À ce point connu et reconnu en Russie qu’un prix littéraire porte son nom et qu’un musée lui est consacré, Vassili Choukchine (1929-1974) demeura pourtant résolument imperméable aux funestes théories littéraires du réalisme socialiste et figura donc au nombre des rares écrivains soviétiques qui parvinrent à sauvegarder tant leur liberté d’expression que leur liberté… tout court.
Classé parmi les « écrivains-paysans », l’enfant de Sibérie prouve ici à titre posthume que son talent ne consista pas seulement à suivre ce sillon rural. Vassili Choukchine apparaît avant tout comme un maître de la forme courte, expert à camper des personnages ou créer des atmosphères en quelques phrases puis, dans les dernières lignes de la nouvelle, à bouleverser les perspectives et ruiner toutes les certitudes du lecteur. A cet égard, le huis clos entre un bagnard et un ermite de la taïga qui ouvre le recueil (L’Envie de vivre) est un modèle du genre. Ce serait d’ailleurs plutôt en référence à cet art de l’ultime pirouette qu’il faudrait entendre le titre du présent livre (Post-scriptum), même si le récit homonyme -présenté comme un manuscrit trouvé dans une chambre d’hôtel de Leningrad- se révèle une petite merveille d’humour et d’irrévérence : « Mais dans les magasins, on trouve vraiment de tout. A part des stores, c’est vrai. Dans l’ensemble, la ville est fichtrement plus près du communisme que notre bonne vieille campagne. »
Les modestes héros de ces histoires sont des hommes qui, las de marcher au pas, se décident un jour à sortir du rang : un père de famille refuse de se laisser impunément traiter d’ivrogne (L’Offense), un prisonnier s’évade trois mois avant le terme de sa peine (Stiopka), un malade préfère mettre sa santé en péril que de courber l’échine devant un petit fonctionnaire (Vanka Tiépliachine) et certaine forte tête délaisse tous les samedis son travail au kolkhoze pour prendre un bain de vapeur (Aliocha Lacaboche), non sans résumer au passage la plausible philosophie de l’auteur : « Comment voulez-vous que les gens vivent tous pareils ? Même les bûches, il n’y en a pas deux qui brûlent de la même façon ! »

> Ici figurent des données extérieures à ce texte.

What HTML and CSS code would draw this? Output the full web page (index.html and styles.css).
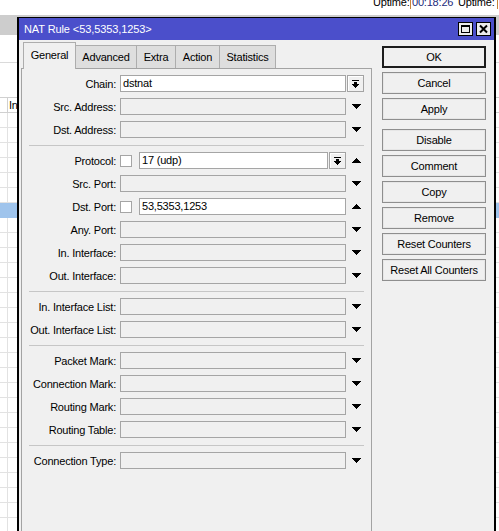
FILE: index.html
```html
<!DOCTYPE html>
<html>
<head>
<meta charset="utf-8">
<link rel="stylesheet" href="styles.css">
</head>
<body>
<svg class="defs" width="0" height="0">
  <symbol id="dn" viewBox="0 0 9 5"><rect x="0" y="0" width="9" height="1"/><rect x="1" y="1" width="7" height="1"/><rect x="2" y="2" width="5" height="1"/><rect x="3" y="3" width="3" height="1"/><rect x="4" y="4" width="1" height="1"/></symbol>
  <symbol id="up" viewBox="0 0 9 5"><rect x="0" y="4" width="9" height="1"/><rect x="1" y="3" width="7" height="1"/><rect x="2" y="2" width="5" height="1"/><rect x="3" y="1" width="3" height="1"/><rect x="4" y="0" width="1" height="1"/></symbol>
  <symbol id="dd" viewBox="0 0 7 8"><rect x="0" y="0" width="7" height="1"/><rect x="2" y="2" width="3" height="2"/><rect x="0" y="4" width="7" height="1"/><rect x="1" y="5" width="5" height="1"/><rect x="2" y="6" width="3" height="1"/><rect x="3" y="7" width="1" height="1"/></symbol>
</svg>

<div class="desk">
  <div class="status">
    <span class="st-lbl">Uptime:</span>
    <span class="st-val">00:18:26</span>
    <span class="st-lbl st-lbl2">Uptime:</span>
    <span class="st-val st-val2"></span>
  </div>
  <div class="toolbar"></div>
  <div class="list">
    <div class="lp1"></div>
    <div class="lp2"></div>
    <div class="lhead"><span class="hc1"></span><span class="hc2">In</span></div>
    <div class="row"></div><div class="row"></div><div class="row"></div><div class="row"></div>
    <div class="row"></div><div class="row"></div><div class="row sel"></div><div class="row"></div>
    <div class="row"></div><div class="row"></div><div class="row"></div><div class="row"></div>
    <div class="row"></div><div class="row"></div><div class="row"></div><div class="row"></div>
    <div class="row"></div><div class="row"></div><div class="row"></div><div class="row"></div>
    <div class="row"></div><div class="row"></div><div class="row"></div><div class="row"></div>
    <div class="row"></div><div class="row"></div><div class="row"></div><div class="row"></div>
  </div>
</div>

<div class="win">
  <div class="titlebar">
    <span class="title">NAT Rule &lt;53,5353,1253&gt;</span>
    <span class="tb-btns">
      <span class="tb-btn"><svg width="11" height="10" viewBox="0 0 11 10"><rect x="1.5" y="1.5" width="8" height="7" fill="none" stroke="#000" stroke-width="1"/><rect x="1" y="1" width="9" height="2" fill="#000"/></svg></span>
      <span class="tb-btn"><svg width="11" height="10" viewBox="0 0 11 10"><path d="M2 1.5 L9 8.5 M9 1.5 L2 8.5" stroke="#000" stroke-width="2"/></svg></span>
    </span>
  </div>
  <div class="wbody">
    <div class="leftcol">
      <div class="tabs">
        <div class="tab active t1">General</div>
        <div class="tab t2">Advanced</div>
        <div class="tab t3">Extra</div>
        <div class="tab t4">Action</div>
        <div class="tab t5">Statistics</div>
      </div>
      <div class="panel">
        <div class="form">
          <div class="frow"><span class="lbl">Chain:</span><span class="fld on">dstnat</span><span class="dbox"><svg class="ddi"><use href="#dd"/></svg></span></div>
          <div class="frow"><span class="lbl">Src. Address:</span><span class="fld"></span><span class="trail"><svg class="arr"><use href="#dn"/></svg></span></div>
          <div class="frow"><span class="lbl">Dst. Address:</span><span class="fld"></span><span class="trail"><svg class="arr"><use href="#dn"/></svg></span></div>
          <div class="sep"></div>
          <div class="frow"><span class="lbl">Protocol:</span><span class="chk"></span><span class="fld on w189">17 (udp)</span><span class="dbox"><svg class="ddi"><use href="#dd"/></svg></span><span class="trail"><svg class="arr"><use href="#up"/></svg></span></div>
          <div class="frow"><span class="lbl">Src. Port:</span><span class="fld"></span><span class="trail"><svg class="arr"><use href="#dn"/></svg></span></div>
          <div class="frow"><span class="lbl">Dst. Port:</span><span class="chk"></span><span class="fld on w207">53,5353,1253</span><span class="trail"><svg class="arr"><use href="#up"/></svg></span></div>
          <div class="frow"><span class="lbl">Any. Port:</span><span class="fld"></span><span class="trail"><svg class="arr"><use href="#dn"/></svg></span></div>
          <div class="frow"><span class="lbl">In. Interface:</span><span class="fld"></span><span class="trail"><svg class="arr"><use href="#dn"/></svg></span></div>
          <div class="frow"><span class="lbl">Out. Interface:</span><span class="fld"></span><span class="trail"><svg class="arr"><use href="#dn"/></svg></span></div>
          <div class="sep"></div>
          <div class="frow"><span class="lbl">In. Interface List:</span><span class="fld"></span><span class="trail"><svg class="arr"><use href="#dn"/></svg></span></div>
          <div class="frow"><span class="lbl">Out. Interface List:</span><span class="fld"></span><span class="trail"><svg class="arr"><use href="#dn"/></svg></span></div>
          <div class="sep"></div>
          <div class="frow"><span class="lbl">Packet Mark:</span><span class="fld"></span><span class="trail"><svg class="arr"><use href="#dn"/></svg></span></div>
          <div class="frow"><span class="lbl">Connection Mark:</span><span class="fld"></span><span class="trail"><svg class="arr"><use href="#dn"/></svg></span></div>
          <div class="frow"><span class="lbl">Routing Mark:</span><span class="fld"></span><span class="trail"><svg class="arr"><use href="#dn"/></svg></span></div>
          <div class="frow"><span class="lbl">Routing Table:</span><span class="fld"></span><span class="trail"><svg class="arr"><use href="#dn"/></svg></span></div>
          <div class="sep"></div>
          <div class="frow"><span class="lbl">Connection Type:</span><span class="fld"></span><span class="trail"><svg class="arr"><use href="#dn"/></svg></span></div>
        </div>
      </div>
    </div>
    <div class="btns">
      <div class="btn def">OK</div>
      <div class="btn">Cancel</div>
      <div class="btn">Apply</div>
      <div class="btn gap">Disable</div>
      <div class="btn">Comment</div>
      <div class="btn">Copy</div>
      <div class="btn">Remove</div>
      <div class="btn">Reset Counters</div>
      <div class="btn">Reset All Counters</div>
    </div>
  </div>
</div>
</body>
</html>
```

FILE: styles.css
```css
* { box-sizing: border-box; }
html, body { margin: 0; padding: 0; }
body {
  width: 499px;
  height: 531px;
  overflow: hidden;
  position: relative;
  background: #fff;
  font-family: "Liberation Sans", Arial, sans-serif;
  font-size: 11px;
  letter-spacing: -0.2px;
  color: #000;
}
.defs { position: absolute; width: 0; height: 0; }

/* background desktop / list */
.desk { width: 499px; height: 531px; }
.status {
  height: 15px;
  display: flex;
  align-items: flex-start;
  padding-left: 373px;
  white-space: nowrap;
}
.st-lbl { display: block; width: 37px; height: 9px; line-height: 5px; flex: none; }
.st-lbl2 { width: 36px; margin-left: 3px; }
.st-val {
  display: block;
  width: 45px;
  height: 9px;
  margin-left: 0;
  padding-left: 1px;
  border-left: 1px solid #c8843a;
  line-height: 5px;
  color: #1c2a7a;
  flex: none;
}
.st-val2 { width: 4px; margin-left: 3px; }
.toolbar { height: 20px; background: #cdcdcd; }
.lp1 { height: 28px; border-bottom: 1px solid #dadada; }
.lp2 { height: 34px; }
.lhead {
  height: 16px;
  display: flex;
  border-top: 1px solid #d0d0d0;
  border-bottom: 1px solid #d0d0d0;
}
.hc1 { width: 8px; border-right: 1px solid #d0d0d0; }
.hc2 { padding-left: 1px; line-height: 14px; }
.row {
  height: 15px;
  border-bottom: 1px solid #e2e2e2;
  background: linear-gradient(to right, transparent 7px, #e2e2e2 7px, #e2e2e2 8px, transparent 8px);
}
.row.sel { background: #9fc4ec; border-bottom-color: #9fc4ec; }

/* window */
.win {
  position: absolute;
  left: 17px;
  top: 17px;
  width: 479px;
  height: 520px;
  border: 2px solid #000;
  border-top-width: 1px;
  border-bottom: 0;
  background: #f0f0f0;
  display: flex;
  flex-direction: column;
}
.titlebar {
  height: 22px;
  flex: none;
  background: #4b4fcb;
  color: #fff;
  display: flex;
  align-items: center;
  padding: 0 3px 0 5px;
  letter-spacing: -0.1px;
}
.title { flex: 1; white-space: nowrap; }
.tb-btns { display: flex; gap: 3px; }
.tb-btn {
  width: 15px;
  height: 14px;
  border: 1px solid #000;
  background: #ececec;
  display: flex;
  align-items: center;
  justify-content: center;
}
.wbody { flex: 1; display: flex; padding: 2px 0 0 2px; }
.leftcol { width: 351px; display: flex; flex-direction: column; flex: none; }
.tabs { height: 26px; display: flex; align-items: flex-end; padding-left: 2px; flex: none; }
.tab {
  height: 23px;
  border: 1px solid #adadad;
  border-bottom: 0;
  background: #dedede;
  display: flex;
  align-items: center;
  justify-content: center;
  margin-left: -1px;
  white-space: nowrap;
  flex: none;
}
.tab.active {
  height: 27px;
  margin-bottom: -1px;
  margin-left: 0;
  padding-bottom: 3px;
  background: #f0f0f0;
  position: relative;
  z-index: 1;
}
.t1 { width: 53px; }
.t2 { width: 62px; }
.t3 { width: 40px; }
.t4 { width: 45px; }
.t5 { width: 57px; }
.panel {
  flex: 1;
  border: 1px solid #a3a3a3;
  border-bottom: 0;
  padding: 6px 6px 0 7px;
  background: #f0f0f0;
}
.form { display: flex; flex-direction: column; gap: 6px; }
.frow { display: flex; align-items: center; height: 17px; }
.lbl {
  width: 87px;
  margin-right: 4px;
  display: flex;
  justify-content: flex-end;
  white-space: nowrap;
  flex: none;
}
.fld {
  width: 226px;
  height: 17px;
  border: 1px solid #a5a5a5;
  background: #f0f0f0;
  padding-left: 2px;
  line-height: 15px;
  white-space: nowrap;
  flex: none;
}
.fld.on { background: #fff; }
.fld.w189 { width: 189px; }
.fld.w207 { width: 207px; }
.chk {
  width: 12px;
  height: 12px;
  border: 1px solid #a5a5a5;
  background: #fff;
  margin-right: 7px;
  flex: none;
}
.dbox {
  width: 17px;
  height: 17px;
  margin-left: 1px;
  border: 1px solid #a3a3a3;
  background: #f0f0f0;
  box-shadow: inset 1px 1px 0 #fff;
  display: flex;
  align-items: center;
  justify-content: center;
  flex: none;
}
.ddi { width: 7px; height: 8px; fill: #000; }
.trail {
  width: 18px;
  height: 17px;
  margin-left: 1px;
  display: flex;
  align-items: center;
  justify-content: center;
  flex: none;
}
.arr { width: 9px; height: 5px; fill: #000; }
.sep { height: 2px; border-bottom: 1px solid #c6c6c6; margin-right: 1px; }

.btns {
  width: 104px;
  margin-left: 10px;
  margin-top: 4px;
  display: flex;
  flex-direction: column;
  gap: 4px;
  flex: none;
}
.btn {
  height: 22px;
  border: 1px solid #8e8e8e;
  background: #f0f0f0;
  box-shadow: inset 0 0 0 1px #e6e6e6;
  display: flex;
  align-items: center;
  justify-content: center;
  white-space: nowrap;
}
.btn.def { border: 2px solid #1c1c1c; box-shadow: none; }
.btn.gap { margin-top: 5px; }
```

Le texte qui domine l’ensemble demeure cependant L’Obier rouge, manière de plan-séquence halluciné qui met en scène un petit malfrat depuis sa sortie de prison jusqu’à son exécution par des complices. Inoubliable personnage, que Vassili Choukchine interpréta lui-même à l’écran, pourvu d’à peu près autant de biographies que d’interlocuteurs de rencontre et encombré d’une âme fort tourmentée : « Il tombait, il se relevait, il repartait. Il marchait, comme si dans le seul fait de marcher, d’aller de l’avant, toujours, sans s’arrêter, sans se retourner résidait l’expiation de tous ses maux, comme s’il pouvait échapper à lui-même ». Rengaine vieille comme le monde de chute et de rédemption manquée par l’amour, mais servie par une approche très cinématographique de l’écriture -montage nerveux, alternance de fondus-enchaînés et d’ellipses. Choukchine apparaît dans ces pages au sommet de son art. Le principal personnage féminin de L’Obier rouge donne une belle définition : « Il parle de la vie. Il a dû voir des tas de choses, ce sacré tondu ! Il a une façon d’écrire, ça te prend au cœur quand tu le lis. »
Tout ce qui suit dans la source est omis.